Service meshes are complex to implement and require deep expertise in several areas. For example, if you add Istio on top of an orchestrator like Kubernetes, the operators will have to be experts in both technologies.
Service meshes are slow. Because each request is being intercepted by the mesh, it adds an additional delay to the entire architecture.
Service meshes are highly opinionated in the way they are implemented. This forces the developers and operators to adapt and conform to a service mesh’s rules.

With these limitations in mind, you should wait to implement a service mesh in your architecture until you have a considerably large scale of microservices or have the requirements that can be met by a service mesh.

You can avoid implementing a service mesh when you are just starting out with Kubernetes by implementing some mesh functionalities in your application layer. A few open-source libraries used to implement a subset of features in your Node.js applications include: opossum, for circuit breaker; node-rate-limiter for rate limiting; and Jaeger, for distributed tracing.

Conclusion

In this article, we covered the basics of what a service mesh is, including the features it provides. At a high level, there are two components that comprise a service mesh’s architecture.
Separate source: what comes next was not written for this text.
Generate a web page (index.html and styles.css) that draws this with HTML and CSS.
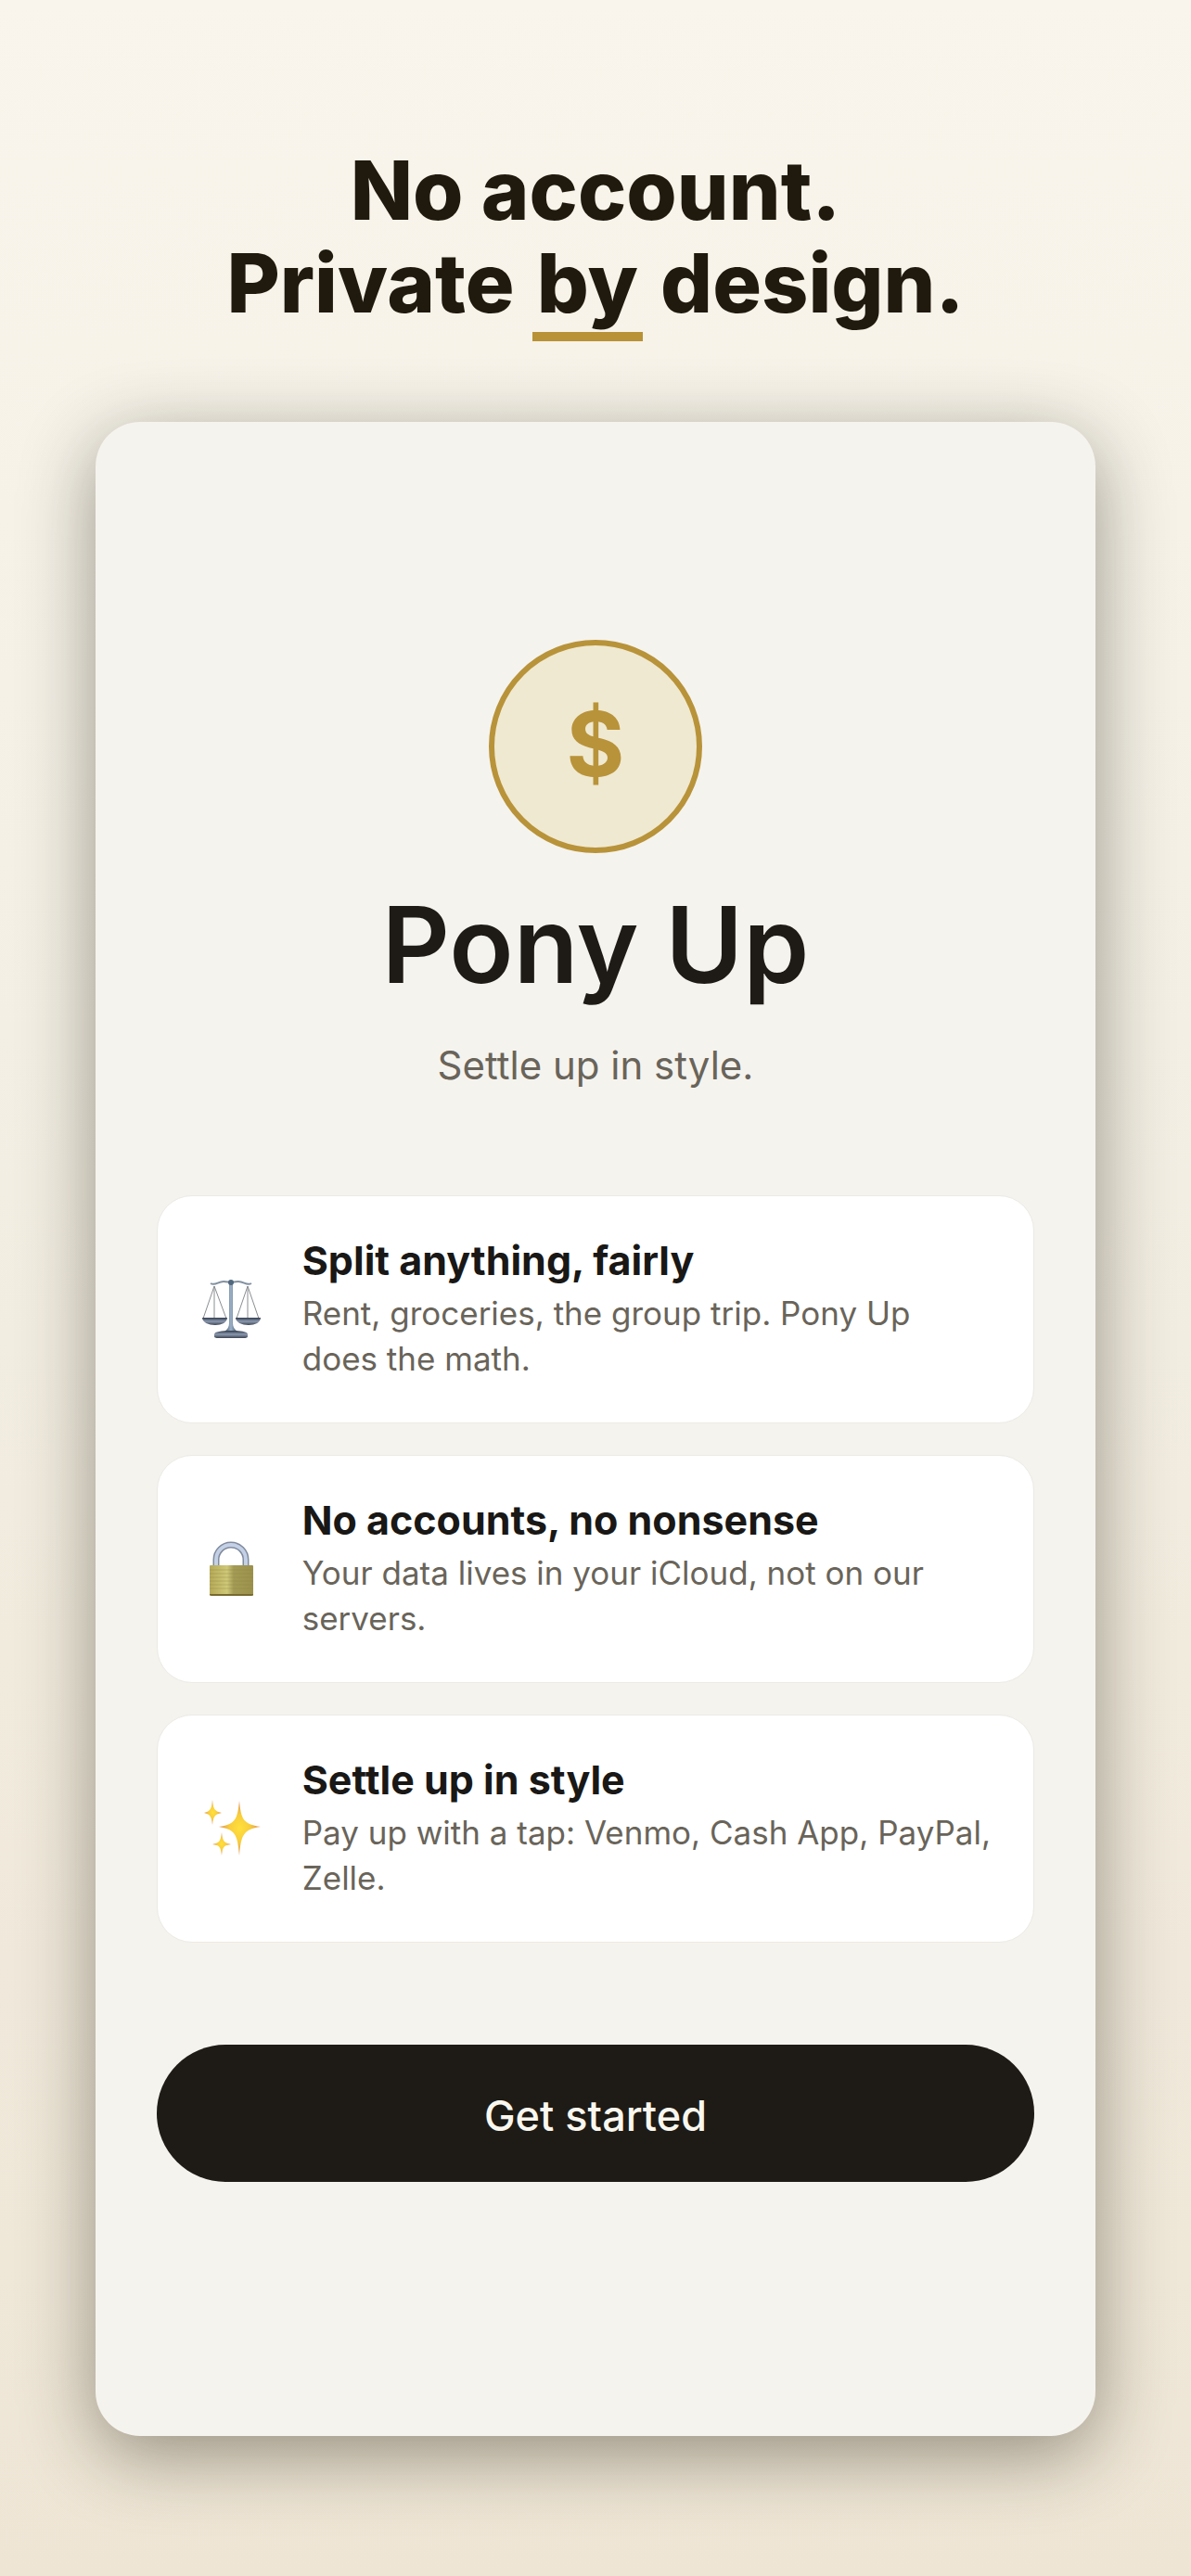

These include a Data Plane made up of sidecar proxies that are responsible for intercepting requests and providing the mesh features, and a Control Plane that allows the configuration of the sidecars from a central point.

We also looked at how service meshes can help eliminate toil from your microservices by elevating the overall resilience, observability, and security of any architecture. A service mesh can solve a wide array of problems that teams face when they start to scale out their microservices architecture, and they can ease the operational burden from infrastructure teams.

That said, teams that are just starting out with Kubernetes or microservices architecture, or who have only few services, should avoid the complexity of a service mesh. Ultimately, teams should do their due diligence to make sure a service mesh is right for them before investing time and money in implementing one.